We’re seeing more and more people who used to feel that the Church had nothing to say to them, now saying, They’re not condemning me, they’re talking about something that is bigger than an individual.
I think many people who are of a homosexual orientation feel that at least the Church is hearing them, and I think that’s something refreshing.
I think people who have drifted away from the Church because they live in this very secular world, they don’t hear anything that means something to them coming from the Church.
I think some of the people I talk to who belong to that mindset are saying, You know, Pope Francis is giving me reason to think a little bit more about some of the things being said. I think that’s a refreshing point.
This is all still very, very early into the game.
Are issues affecting young adults making their way into the synod conversation?
Right now, the whole discussion has been focused on marriage, and [young adults] are not the largest group getting married.
But I also think that some of the issues that young people have today, that are not specific issues [to them] but to the overall picture [are being discussed]. Questions like, What values should I live by? How should I live? I think those questions are being raised by younger people.
I know back in the Archdiocese of Washington, we have a very, very vibrant young adult program, and I get to talk to a lot of young adults, 30 and under, who really are saying, There has to be a lot more than what this culture’s giving me.
Can you speak to the presence of lay couples at the synod?
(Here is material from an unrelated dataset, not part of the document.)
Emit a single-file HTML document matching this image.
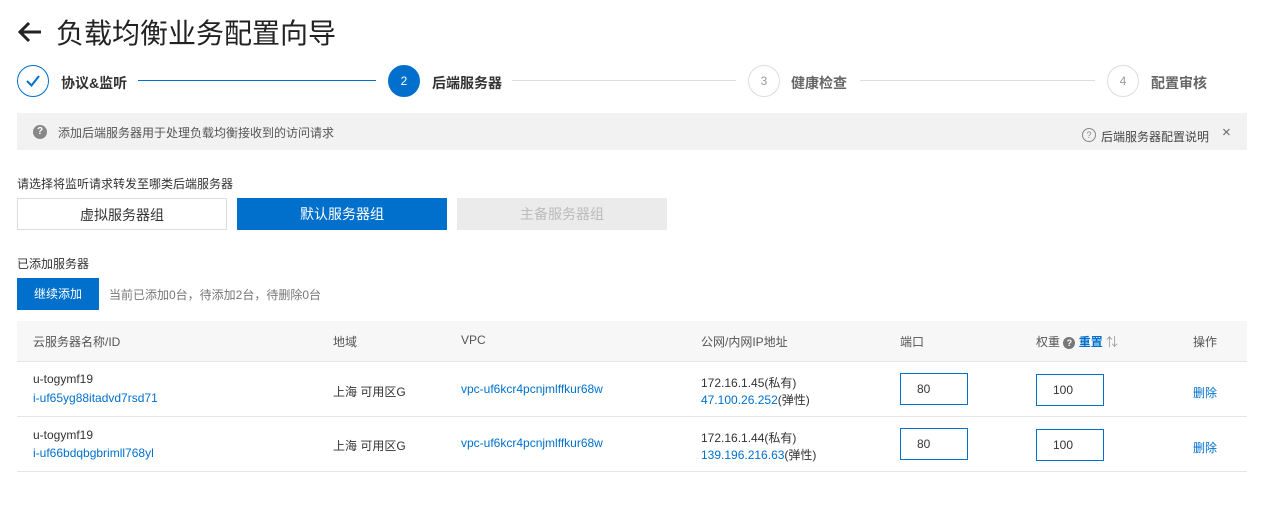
<!DOCTYPE html><html><head><meta charset="utf-8"><style>
body{margin:0;width:1264px;height:530px;background:#fff;font-family:"Liberation Sans","Noto Sans CJK SC",sans-serif;color:#333;position:relative;overflow:hidden}
.a{position:absolute;white-space:nowrap}
.c{position:absolute;width:30px;height:30px;border-radius:50%;border:1px solid #ddd;top:65px;text-align:center;line-height:30px;font-size:12px;color:#999}
.sl{position:absolute;top:82px;font-size:14px;font-weight:bold;color:#333}
.ln{position:absolute;top:80px;height:1px;background:#ddd}
.b{position:absolute;top:198px;width:210px;height:32px;line-height:32px;text-align:center;font-size:14px;box-sizing:border-box}
.f{font-size:12px}
.l{color:#0070cc}
.in{position:absolute;width:68px;height:32px;border:1px solid #0070cc;box-sizing:border-box;font-size:12px;line-height:30px;padding-left:16px}
</style></head><body>
<svg class="a" style="left:17px;top:20px" width="26" height="24" viewBox="0 0 26 24"><path d="M24 12H4M12 3L3 12l9 9" fill="none" stroke="#222" stroke-width="3"/></svg>
<div class="a" style="left:56px;top:12px;font-size:28px;color:#222">负载均衡业务配置向导</div>
<div class="c" style="left:17px;border-color:#0070cc;color:#0070cc"><svg width="30" height="30" viewBox="0 0 30 30"><path d="M9 15l4.5 4.5L21 10" fill="none" stroke="#0070cc" stroke-width="2"/></svg></div>
<div class="sl" style="left:61px;top:73px">协议&amp;监听</div>
<div class="ln" style="left:138px;width:238px;background:#0070cc"></div>
<div class="c" style="left:388px;background:#0070cc;border-color:#0070cc;color:#fff">2</div>
<div class="sl" style="left:432px;top:73px">后端服务器</div>
<div class="ln" style="left:512px;width:224px"></div>
<div class="c" style="left:748px">3</div>
<div class="sl" style="left:791px;top:73px;color:#666">健康检查</div>
<div class="ln" style="left:860px;width:235px"></div>
<div class="c" style="left:1107px">4</div>
<div class="sl" style="left:1151px;top:73px;color:#666">配置审核</div>
<div class="a" style="left:17px;top:113px;width:1230px;height:37px;background:#f2f2f2"></div>
<div class="a" style="left:33px;top:125px;width:14px;height:14px;border-radius:50%;background:#888;color:#fff;font-size:10px;text-align:center;line-height:14px;font-weight:bold">?</div>
<div class="a f" style="left:58px;top:124px;color:#555">添加后端服务器用于处理负载均衡接收到的访问请求</div>
<div class="a" style="left:1082px;top:128px;width:12px;height:12px;border-radius:50%;border:1px solid #888;color:#888;font-size:9px;text-align:center;line-height:12px">?</div>
<div class="a f" style="left:1101px;top:128px;color:#444">后端服务器配置说明</div>
<div class="a" style="left:1222px;top:124px;color:#666;font-size:15px">×</div>
<div class="a f" style="left:17px;top:175px">请选择将监听请求转发至哪类后端服务器</div>
<div class="b" style="left:17px;border:1px solid #ddd">虚拟服务器组</div>
<div class="b" style="left:237px;background:#0070cc;color:#fff">默认服务器组</div>
<div class="b" style="left:457px;background:#ebebeb;color:#bbb">主备服务器组</div>
<div class="a f" style="left:17px;top:255px">已添加服务器</div>
<div class="a f" style="left:17px;top:278px;width:82px;height:32px;background:#0070cc;color:#fff;text-align:center;line-height:32px">继续添加</div>
<div class="a f" style="left:109px;top:286px;color:#777">当前已添加0台，待添加2台，待删除0台</div>
<div class="a" style="left:17px;top:321px;width:1230px;height:40px;background:#f7f7f7;border-bottom:1px solid #e5e5e5"></div>
<div class="a f" style="left:33px;top:333px;color:#555">云服务器名称/ID</div>
<div class="a f" style="left:333px;top:333px;color:#555">地域</div>
<div class="a f" style="left:461px;top:333px;color:#555">VPC</div>
<div class="a f" style="left:701px;top:333px;color:#555">公网/内网IP地址</div>
<div class="a f" style="left:900px;top:333px;color:#555">端口</div>
<div class="a f" style="left:1036px;top:333px;color:#555">权重 <span style="display:inline-block;width:12px;height:12px;border-radius:50%;background:#777;color:#fff;font-size:9px;text-align:center;line-height:12px;font-weight:bold">?</span> <span class="l" style="font-weight:bold">重置</span> <span style="color:#999">⇅</span></div>
<div class="a f" style="left:1193px;top:333px;color:#555">操作</div>
<div class="a" style="left:17px;top:416px;width:1230px;height:1px;background:#e5e5e5"></div>
<div class="a" style="left:17px;top:471px;width:1230px;height:1px;background:#e5e5e5"></div>
<div class="a f" style="left:33px;top:372px">u-togymf19</div>
<div class="a f l" style="left:33px;top:391px">i-uf65yg88itadvd7rsd71</div>
<div class="a f" style="left:333px;top:383px">上海 可用区G</div>
<div class="a f l" style="left:461px;top:382px">vpc-uf6kcr4pcnjmlffkur68w</div>
<div class="a f" style="left:701px;top:374px">172.16.1.45(私有)</div>
<div class="a f" style="left:701px;top:391px"><span class="l">47.100.26.252</span>(弹性)</div>
<div class="in" style="left:900px;top:373px">80</div>
<div class="in" style="left:1036px;top:374px">100</div>
<div class="a f l" style="left:1193px;top:384px">删除</div>
<div class="a f" style="left:33px;top:428px">u-togymf19</div>
<div class="a f l" style="left:33px;top:446px">i-uf66bdqbgbrimll768yl</div>
<div class="a f" style="left:333px;top:437px">上海 可用区G</div>
<div class="a f l" style="left:461px;top:436px">vpc-uf6kcr4pcnjmlffkur68w</div>
<div class="a f" style="left:701px;top:429px">172.16.1.44(私有)</div>
<div class="a f" style="left:701px;top:446px"><span class="l">139.196.216.63</span>(弹性)</div>
<div class="in" style="left:900px;top:428px">80</div>
<div class="in" style="left:1036px;top:429px">100</div>
<div class="a f l" style="left:1193px;top:439px">删除</div>
</body></html>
Anytime we get varieties of perspectives, we’re enriched by it. And it’s very, very difficult not to impressed when you hear couples speaking, coming out of decades of marriage, and having faced all kinds of issues, you can’t help but be impressed by that.
I just find it all so very encouraging. When I talk to members of my family, when I talk to them who are married and with children, what I’m hearing here echoes a lot what I hear when I’m with family.
Life is not simple, life is not easy, but people who’ve committed to one another can make it work. And that’s what we’re hearing from them.
The Synod of Bishops on the family continues through Oct. 19.